Your task:
Leave out the pictures and reproduce all of the data exactly.

━━━━━━━━━━━━━━━━━━━━

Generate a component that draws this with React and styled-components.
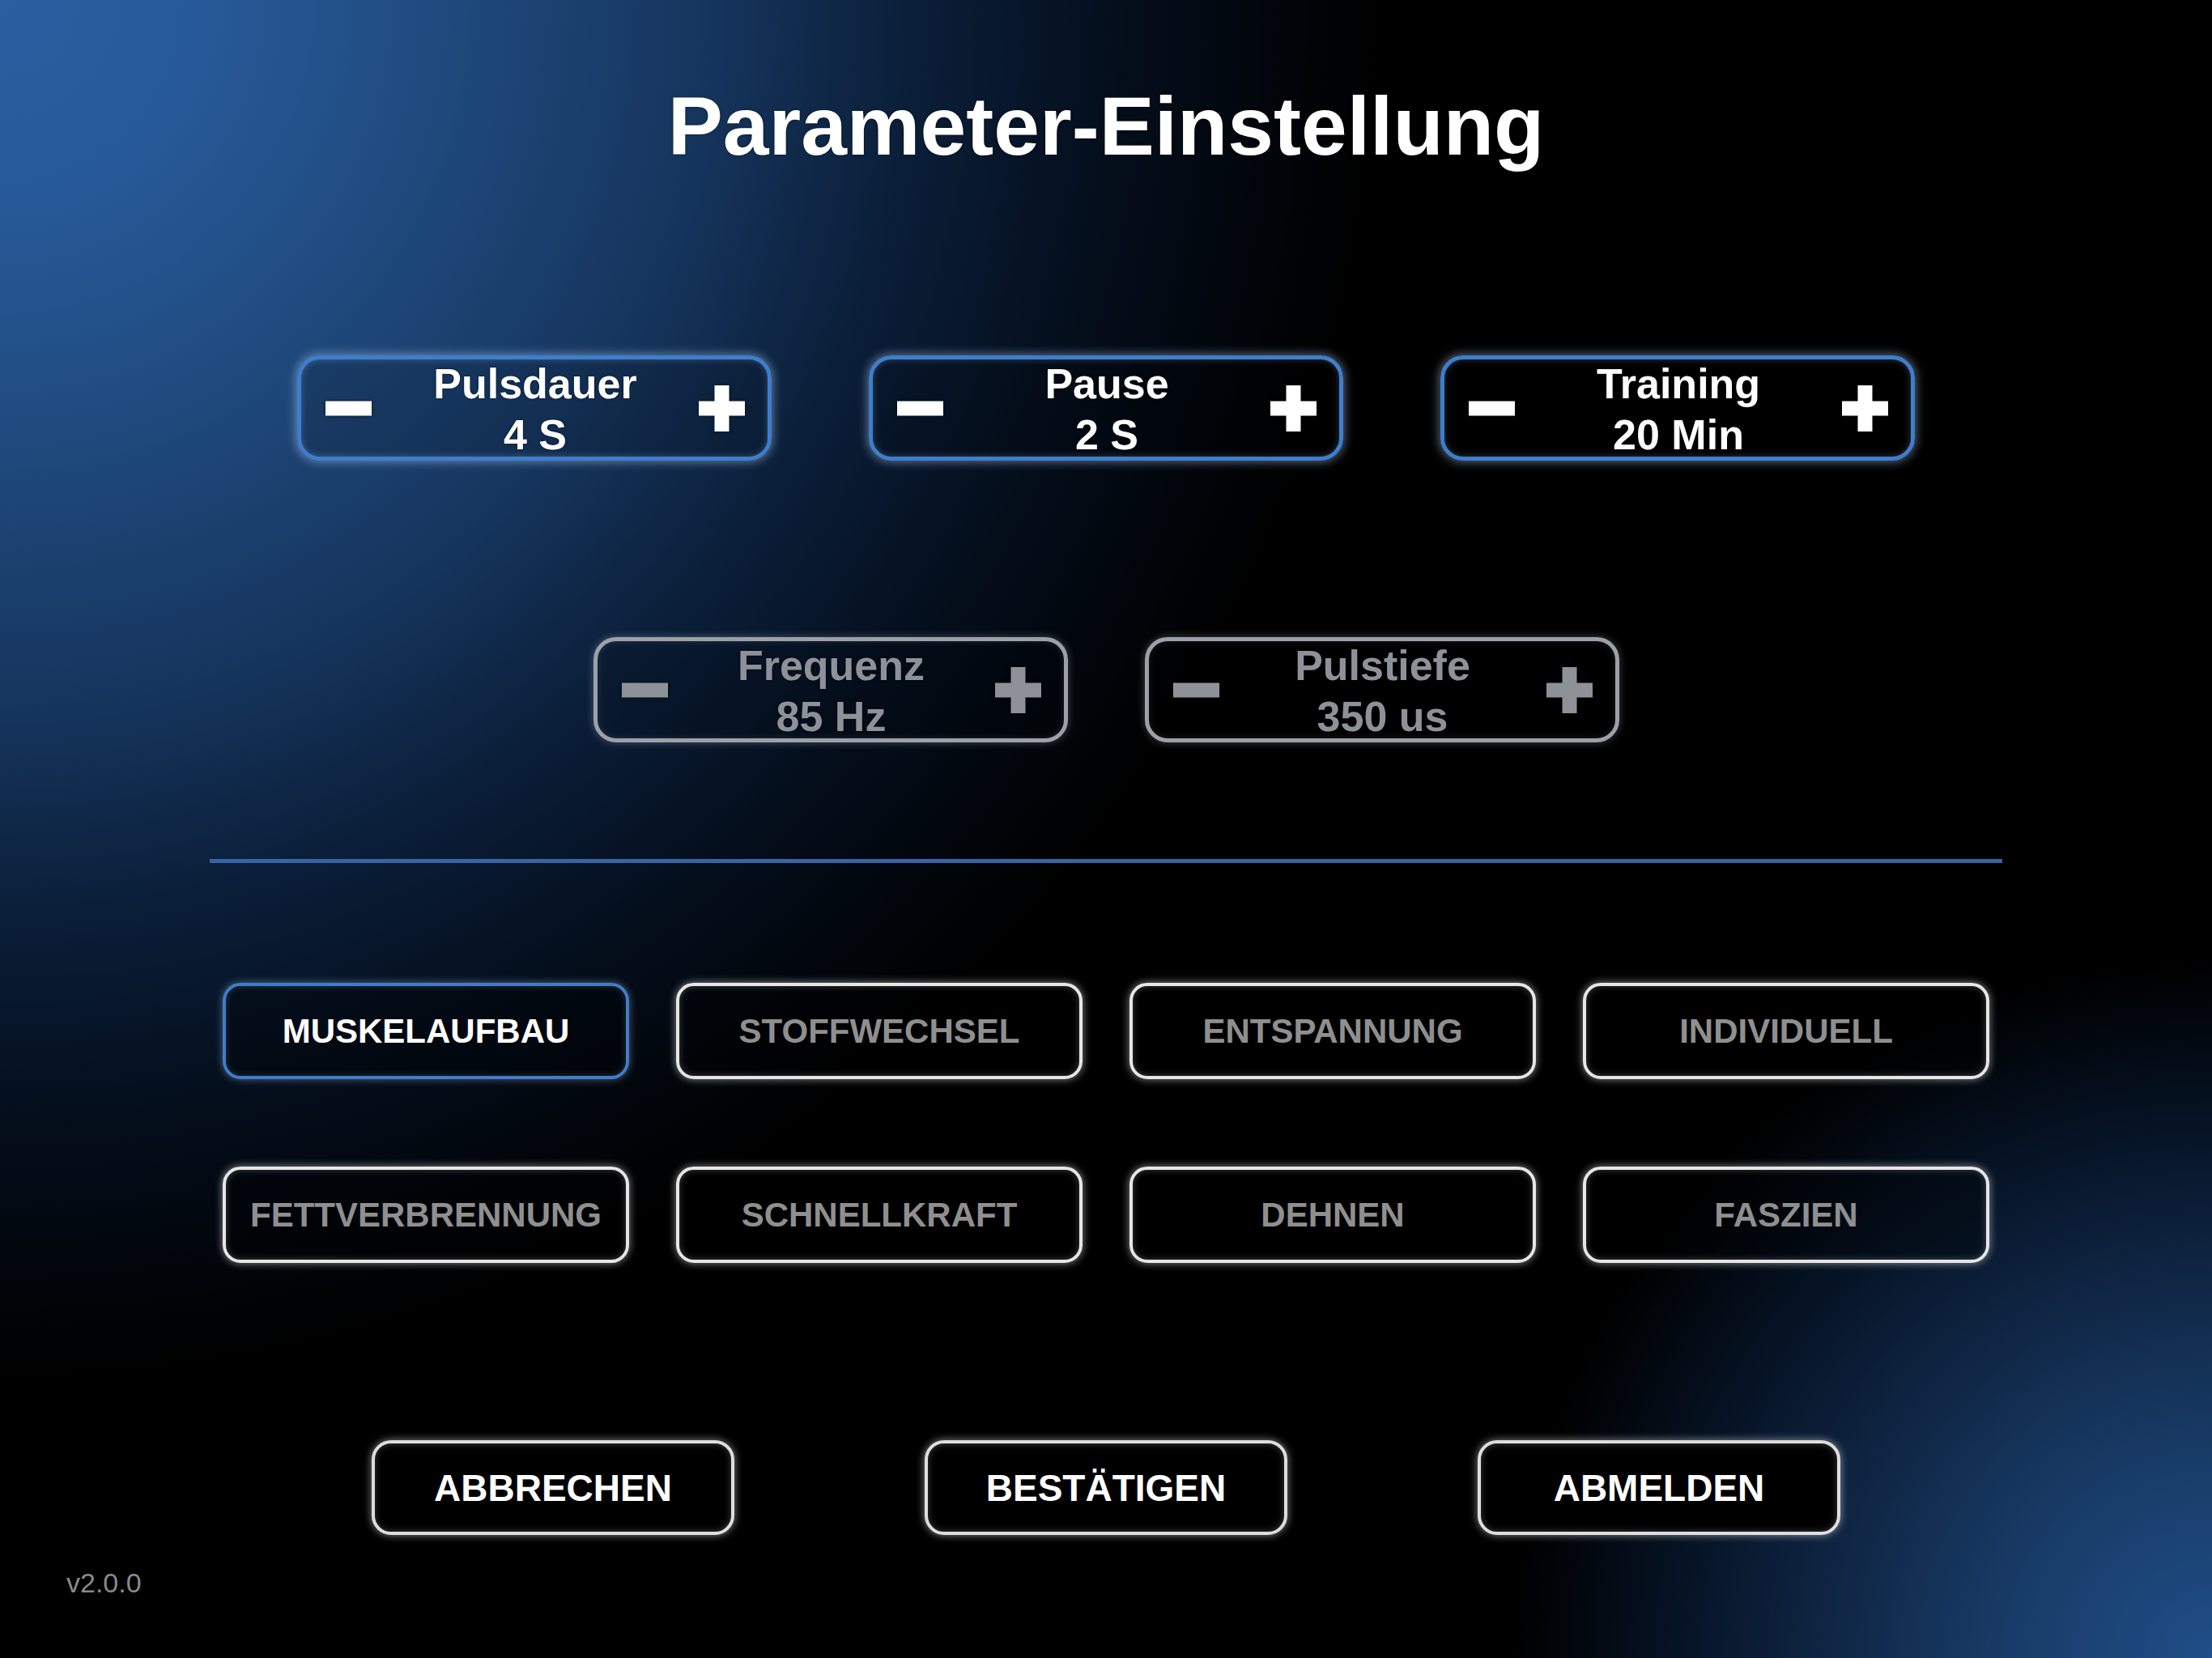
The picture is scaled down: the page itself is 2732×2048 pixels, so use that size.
import React from 'react';
import styled, { createGlobalStyle } from 'styled-components';

const Global = createGlobalStyle`
  html, body { margin: 0; padding: 0; background: #000; }
  body {
    font-family: "Liberation Sans", Arial, Helvetica, sans-serif;
    -webkit-font-smoothing: antialiased;
  }
  #root { width: 100%; }
`;

const Page = styled.div`
  position: relative;
  width: 100%;
  height: 2048px;
  overflow: hidden;
  box-sizing: border-box;
  display: flex;
  flex-direction: column;
  align-items: center;
  padding-top: 105px;
  background:
    radial-gradient(circle at 100% 100%, #204e88 0px, #183b66 260px, #0f2543 480px, #061325 660px, rgba(0,0,0,0) 860px),
    radial-gradient(circle at 0% 0%, #2a5fa2 0px, #265896 280px, #1f497c 560px, #16365f 860px, #0b1f3a 1120px, #040e1c 1380px, #000 1700px),
    #000;
`;

const Title = styled.h1`
  margin: 0;
  font-size: 102px;
  line-height: 103px;
  font-weight: 700;
  color: #fff;
  text-shadow: 0 0 3px rgba(0, 0, 0, 0.6);
`;

const StepperRow = styled.div`
  display: flex;
  gap: ${(p) => p.$gap}px;
  margin-top: ${(p) => p.$top}px;
`;

const Stepper = styled.div`
  box-sizing: border-box;
  width: 586px;
  height: 130px;
  border-radius: 28px;
  border: 5px solid ${(p) => (p.$disabled ? '#9ca0a8' : '#3d7ecd')};
  background: rgba(0, 0, 0, 0.14);
  box-shadow: ${(p) =>
    p.$disabled
      ? '0 0 10px 1px rgba(255,255,255,0.22), inset 0 0 8px rgba(255,255,255,0.12)'
      : '0 0 12px 2px rgba(190,215,255,0.45), inset 0 0 8px rgba(190,215,255,0.25)'};
  color: ${(p) => (p.$disabled ? '#8e9198' : '#ffffff')};
  display: flex;
  align-items: center;
  padding: 0 28px 0 30px;
`;

const StepIcon = styled.svg`
  width: 57px;
  height: 57px;
  flex: none;
  fill: currentColor;
  filter: drop-shadow(0 0 2px rgba(0, 0, 0, 0.6));
`;

const StepLabel = styled.div`
  flex: 1;
  text-align: center;
  font-size: 52px;
  line-height: 63px;
  font-weight: 700;
  padding-top: 4px;
  text-shadow: 0 0 3px rgba(0, 0, 0, 0.6);
`;

const Divider = styled.div`
  width: 2214px;
  height: 5px;
  margin-top: 144px;
  background: #3664a6;
`;

const PresetGrid = styled.div`
  margin-top: 148px;
  display: grid;
  grid-template-columns: repeat(4, 502px);
  grid-auto-rows: 119px;
  column-gap: 58px;
  row-gap: 108px;
`;

const Preset = styled.button`
  box-sizing: border-box;
  width: 100%;
  height: 100%;
  margin: 0;
  padding: 0;
  border-radius: 22px;
  border: 4px solid ${(p) => (p.$active ? '#3f7dca' : '#e6e6e6')};
  background: rgba(0, 0, 0, 0.35);
  color: ${(p) => (p.$active ? '#ffffff' : '#8f8f8f')};
  font-family: "Liberation Sans", Arial, sans-serif;
  font-size: 42px;
  line-height: 1;
  font-weight: 700;
  box-shadow: ${(p) =>
    p.$active
      ? '0 0 10px 1px rgba(190,215,255,0.35), inset 0 0 8px rgba(190,215,255,0.2)'
      : '0 0 10px 1px rgba(255,255,255,0.45), inset 0 0 8px rgba(255,255,255,0.25)'};
`;

const ActionRow = styled.div`
  margin-top: 219px;
  display: flex;
  gap: 235px;
`;

const Action = styled.button`
  box-sizing: border-box;
  width: 448px;
  height: 117px;
  margin: 0;
  padding: 0;
  border-radius: 24px;
  border: 4px solid #dedede;
  background: #000;
  color: #fff;
  font-family: "Liberation Sans", Arial, sans-serif;
  font-size: 46px;
  line-height: 1;
  font-weight: 700;
  box-shadow: 0 0 10px 1px rgba(255, 255, 255, 0.45), inset 0 0 8px rgba(255, 255, 255, 0.25);
`;

const Footer = styled.div`
  align-self: stretch;
  margin-top: 42px;
  padding-left: 82px;
  font-size: 34px;
  line-height: 34px;
  color: #8a8a8a;
`;

const Minus = () => (
  <StepIcon viewBox="0 0 57 57">
    <rect x="0" y="19.5" width="57" height="18" />
  </StepIcon>
);

const Plus = () => (
  <StepIcon viewBox="0 0 57 57">
    <rect x="0" y="19.5" width="57" height="18" />
    <rect x="19.5" y="0" width="18" height="57" />
  </StepIcon>
);

const StepperBox = ({ label, value, disabled }) => (
  <Stepper $disabled={disabled}>
    <Minus />
    <StepLabel>
      {label}
      <br />
      {value}
    </StepLabel>
    <Plus />
  </Stepper>
);

const presets = [
  'MUSKELAUFBAU',
  'STOFFWECHSEL',
  'ENTSPANNUNG',
  'INDIVIDUELL',
  'FETTVERBRENNUNG',
  'SCHNELLKRAFT',
  'DEHNEN',
  'FASZIEN',
];

export default function App() {
  return (
    <>
      <Global />
      <Page>
        <Title>Parameter-Einstellung</Title>
        <StepperRow $gap={120} $top={231}>
          <StepperBox label="Pulsdauer" value="4 S" />
          <StepperBox label="Pause" value="2 S" />
          <StepperBox label="Training" value="20 Min" />
        </StepperRow>
        <StepperRow $gap={95} $top={218}>
          <StepperBox label="Frequenz" value="85 Hz" disabled />
          <StepperBox label="Pulstiefe" value="350 us" disabled />
        </StepperRow>
        <Divider />
        <PresetGrid>
          {presets.map((p, i) => (
            <Preset key={p} $active={i === 0}>
              {p}
            </Preset>
          ))}
        </PresetGrid>
        <ActionRow>
          <Action>ABBRECHEN</Action>
          <Action>BESTÄTIGEN</Action>
          <Action>ABMELDEN</Action>
        </ActionRow>
        <Footer>v2.0.0</Footer>
      </Page>
    </>
  );
}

━━━━━━━━━━━━━━━━━━━━

Right answer:
Generate a component that draws this with React and styled-components.
The picture is scaled down: the page itself is 2732×2048 pixels, so use that size.
import React from 'react';
import styled, { createGlobalStyle } from 'styled-components';

const Global = createGlobalStyle`
  html, body { margin: 0; padding: 0; background: #000; }
  body {
    font-family: "Liberation Sans", Arial, Helvetica, sans-serif;
    -webkit-font-smoothing: antialiased;
  }
  #root { width: 100%; }
`;

const Page = styled.div`
  position: relative;
  width: 100%;
  height: 2048px;
  overflow: hidden;
  box-sizing: border-box;
  display: flex;
  flex-direction: column;
  align-items: center;
  padding-top: 105px;
  background:
    radial-gradient(circle at 100% 100%, #204e88 0px, #183b66 260px, #0f2543 480px, #061325 660px, rgba(0,0,0,0) 860px),
    radial-gradient(circle at 0% 0%, #2a5fa2 0px, #265896 280px, #1f497c 560px, #16365f 860px, #0b1f3a 1120px, #040e1c 1380px, #000 1700px),
    #000;
`;

const Title = styled.h1`
  margin: 0;
  font-size: 102px;
  line-height: 103px;
  font-weight: 700;
  color: #fff;
  text-shadow: 0 0 3px rgba(0, 0, 0, 0.6);
`;

const StepperRow = styled.div`
  display: flex;
  gap: ${(p) => p.$gap}px;
  margin-top: ${(p) => p.$top}px;
`;

const Stepper = styled.div`
  box-sizing: border-box;
  width: 586px;
  height: 130px;
  border-radius: 28px;
  border: 5px solid ${(p) => (p.$disabled ? '#9ca0a8' : '#3d7ecd')};
  background: rgba(0, 0, 0, 0.14);
  box-shadow: ${(p) =>
    p.$disabled
      ? '0 0 10px 1px rgba(255,255,255,0.22), inset 0 0 8px rgba(255,255,255,0.12)'
      : '0 0 12px 2px rgba(190,215,255,0.45), inset 0 0 8px rgba(190,215,255,0.25)'};
  color: ${(p) => (p.$disabled ? '#8e9198' : '#ffffff')};
  display: flex;
  align-items: center;
  padding: 0 28px 0 30px;
`;

const StepIcon = styled.svg`
  width: 57px;
  height: 57px;
  flex: none;
  fill: currentColor;
  filter: drop-shadow(0 0 2px rgba(0, 0, 0, 0.6));
`;

const StepLabel = styled.div`
  flex: 1;
  text-align: center;
  font-size: 52px;
  line-height: 63px;
  font-weight: 700;
  padding-top: 4px;
  text-shadow: 0 0 3px rgba(0, 0, 0, 0.6);
`;

const Divider = styled.div`
  width: 2214px;
  height: 5px;
  margin-top: 144px;
  background: #3664a6;
`;

const PresetGrid = styled.div`
  margin-top: 148px;
  display: grid;
  grid-template-columns: repeat(4, 502px);
  grid-auto-rows: 119px;
  column-gap: 58px;
  row-gap: 108px;
`;

const Preset = styled.button`
  box-sizing: border-box;
  width: 100%;
  height: 100%;
  margin: 0;
  padding: 0;
  border-radius: 22px;
  border: 4px solid ${(p) => (p.$active ? '#3f7dca' : '#e6e6e6')};
  background: rgba(0, 0, 0, 0.35);
  color: ${(p) => (p.$active ? '#ffffff' : '#8f8f8f')};
  font-family: "Liberation Sans", Arial, sans-serif;
  font-size: 42px;
  line-height: 1;
  font-weight: 700;
  box-shadow: ${(p) =>
    p.$active
      ? '0 0 10px 1px rgba(190,215,255,0.35), inset 0 0 8px rgba(190,215,255,0.2)'
      : '0 0 10px 1px rgba(255,255,255,0.45), inset 0 0 8px rgba(255,255,255,0.25)'};
`;

const ActionRow = styled.div`
  margin-top: 219px;
  display: flex;
  gap: 235px;
`;

const Action = styled.button`
  box-sizing: border-box;
  width: 448px;
  height: 117px;
  margin: 0;
  padding: 0;
  border-radius: 24px;
  border: 4px solid #dedede;
  background: #000;
  color: #fff;
  font-family: "Liberation Sans", Arial, sans-serif;
  font-size: 46px;
  line-height: 1;
  font-weight: 700;
  box-shadow: 0 0 10px 1px rgba(255, 255, 255, 0.45), inset 0 0 8px rgba(255, 255, 255, 0.25);
`;

const Footer = styled.div`
  align-self: stretch;
  margin-top: 42px;
  padding-left: 82px;
  font-size: 34px;
  line-height: 34px;
  color: #8a8a8a;
`;

const Minus = () => (
  <StepIcon viewBox="0 0 57 57">
    <rect x="0" y="19.5" width="57" height="18" />
  </StepIcon>
);

const Plus = () => (
  <StepIcon viewBox="0 0 57 57">
    <rect x="0" y="19.5" width="57" height="18" />
    <rect x="19.5" y="0" width="18" height="57" />
  </StepIcon>
);

const StepperBox = ({ label, value, disabled }) => (
  <Stepper $disabled={disabled}>
    <Minus />
    <StepLabel>
      {label}
      <br />
      {value}
    </StepLabel>
    <Plus />
  </Stepper>
);

const presets = [
  'MUSKELAUFBAU',
  'STOFFWECHSEL',
  'ENTSPANNUNG',
  'INDIVIDUELL',
  'FETTVERBRENNUNG',
  'SCHNELLKRAFT',
  'DEHNEN',
  'FASZIEN',
];

export default function App() {
  return (
    <>
      <Global />
      <Page>
        <Title>Parameter-Einstellung</Title>
        <StepperRow $gap={120} $top={231}>
          <StepperBox label="Pulsdauer" value="4 S" />
          <StepperBox label="Pause" value="2 S" />
          <StepperBox label="Training" value="20 Min" />
        </StepperRow>
        <StepperRow $gap={95} $top={218}>
          <StepperBox label="Frequenz" value="85 Hz" disabled />
          <StepperBox label="Pulstiefe" value="350 us" disabled />
        </StepperRow>
        <Divider />
        <PresetGrid>
          {presets.map((p, i) => (
            <Preset key={p} $active={i === 0}>
              {p}
            </Preset>
          ))}
        </PresetGrid>
        <ActionRow>
          <Action>ABBRECHEN</Action>
          <Action>BESTÄTIGEN</Action>
          <Action>ABMELDEN</Action>
        </ActionRow>
        <Footer>v2.0.0</Footer>
      </Page>
    </>
  );
}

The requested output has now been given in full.